Goal:
Below is a listing to write out in full, exactly as given, without its pictures.

Information shown:
'''

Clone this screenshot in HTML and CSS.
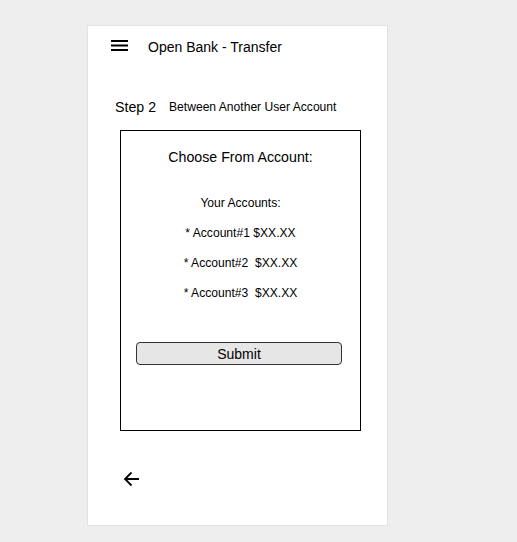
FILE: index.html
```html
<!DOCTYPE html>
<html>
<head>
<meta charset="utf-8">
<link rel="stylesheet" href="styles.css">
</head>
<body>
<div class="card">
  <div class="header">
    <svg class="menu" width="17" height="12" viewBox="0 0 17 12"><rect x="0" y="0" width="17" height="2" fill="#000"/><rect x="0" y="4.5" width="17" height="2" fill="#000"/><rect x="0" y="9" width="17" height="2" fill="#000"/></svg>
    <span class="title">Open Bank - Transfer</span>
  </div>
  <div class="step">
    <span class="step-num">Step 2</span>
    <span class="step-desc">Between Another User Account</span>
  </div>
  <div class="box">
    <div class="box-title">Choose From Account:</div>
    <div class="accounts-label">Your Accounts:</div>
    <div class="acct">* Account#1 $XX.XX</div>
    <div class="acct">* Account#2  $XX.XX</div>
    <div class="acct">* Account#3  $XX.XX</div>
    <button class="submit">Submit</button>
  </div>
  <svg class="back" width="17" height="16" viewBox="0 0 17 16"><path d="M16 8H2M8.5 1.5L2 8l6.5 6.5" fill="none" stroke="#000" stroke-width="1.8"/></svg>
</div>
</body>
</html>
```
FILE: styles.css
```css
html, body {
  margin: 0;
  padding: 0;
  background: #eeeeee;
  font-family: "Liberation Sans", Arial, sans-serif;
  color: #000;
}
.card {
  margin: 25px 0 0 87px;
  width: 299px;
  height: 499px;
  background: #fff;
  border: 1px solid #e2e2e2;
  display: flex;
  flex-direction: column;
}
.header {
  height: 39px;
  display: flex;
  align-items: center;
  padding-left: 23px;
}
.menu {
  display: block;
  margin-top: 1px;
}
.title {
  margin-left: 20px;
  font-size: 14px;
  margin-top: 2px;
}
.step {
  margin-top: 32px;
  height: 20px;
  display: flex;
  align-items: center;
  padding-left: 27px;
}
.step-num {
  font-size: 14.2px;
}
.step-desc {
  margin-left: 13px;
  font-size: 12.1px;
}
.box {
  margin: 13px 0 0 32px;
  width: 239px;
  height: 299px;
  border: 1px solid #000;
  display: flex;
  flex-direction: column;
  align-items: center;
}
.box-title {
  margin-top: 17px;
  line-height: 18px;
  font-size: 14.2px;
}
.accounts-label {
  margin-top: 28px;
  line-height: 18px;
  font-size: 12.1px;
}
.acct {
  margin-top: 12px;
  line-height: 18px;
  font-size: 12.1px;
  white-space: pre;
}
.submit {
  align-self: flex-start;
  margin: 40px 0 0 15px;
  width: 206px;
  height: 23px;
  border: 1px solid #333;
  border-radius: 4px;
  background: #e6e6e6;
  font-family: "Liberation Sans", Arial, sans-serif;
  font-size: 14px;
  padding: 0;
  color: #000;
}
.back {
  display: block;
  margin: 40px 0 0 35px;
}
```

'''

Task result:
Clone this screenshot in HTML and CSS.
FILE: index.html
```html
<!DOCTYPE html>
<html>
<head>
<meta charset="utf-8">
<link rel="stylesheet" href="styles.css">
</head>
<body>
<div class="card">
  <div class="header">
    <svg class="menu" width="17" height="12" viewBox="0 0 17 12"><rect x="0" y="0" width="17" height="2" fill="#000"/><rect x="0" y="4.5" width="17" height="2" fill="#000"/><rect x="0" y="9" width="17" height="2" fill="#000"/></svg>
    <span class="title">Open Bank - Transfer</span>
  </div>
  <div class="step">
    <span class="step-num">Step 2</span>
    <span class="step-desc">Between Another User Account</span>
  </div>
  <div class="box">
    <div class="box-title">Choose From Account:</div>
    <div class="accounts-label">Your Accounts:</div>
    <div class="acct">* Account#1 $XX.XX</div>
    <div class="acct">* Account#2  $XX.XX</div>
    <div class="acct">* Account#3  $XX.XX</div>
    <button class="submit">Submit</button>
  </div>
  <svg class="back" width="17" height="16" viewBox="0 0 17 16"><path d="M16 8H2M8.5 1.5L2 8l6.5 6.5" fill="none" stroke="#000" stroke-width="1.8"/></svg>
</div>
</body>
</html>
```
FILE: styles.css
```css
html, body {
  margin: 0;
  padding: 0;
  background: #eeeeee;
  font-family: "Liberation Sans", Arial, sans-serif;
  color: #000;
}
.card {
  margin: 25px 0 0 87px;
  width: 299px;
  height: 499px;
  background: #fff;
  border: 1px solid #e2e2e2;
  display: flex;
  flex-direction: column;
}
.header {
  height: 39px;
  display: flex;
  align-items: center;
  padding-left: 23px;
}
.menu {
  display: block;
  margin-top: 1px;
}
.title {
  margin-left: 20px;
  font-size: 14px;
  margin-top: 2px;
}
.step {
  margin-top: 32px;
  height: 20px;
  display: flex;
  align-items: center;
  padding-left: 27px;
}
.step-num {
  font-size: 14.2px;
}
.step-desc {
  margin-left: 13px;
  font-size: 12.1px;
}
.box {
  margin: 13px 0 0 32px;
  width: 239px;
  height: 299px;
  border: 1px solid #000;
  display: flex;
  flex-direction: column;
  align-items: center;
}
.box-title {
  margin-top: 17px;
  line-height: 18px;
  font-size: 14.2px;
}
.accounts-label {
  margin-top: 28px;
  line-height: 18px;
  font-size: 12.1px;
}
.acct {
  margin-top: 12px;
  line-height: 18px;
  font-size: 12.1px;
  white-space: pre;
}
.submit {
  align-self: flex-start;
  margin: 40px 0 0 15px;
  width: 206px;
  height: 23px;
  border: 1px solid #333;
  border-radius: 4px;
  background: #e6e6e6;
  font-family: "Liberation Sans", Arial, sans-serif;
  font-size: 14px;
  padding: 0;
  color: #000;
}
.back {
  display: block;
  margin: 40px 0 0 35px;
}
```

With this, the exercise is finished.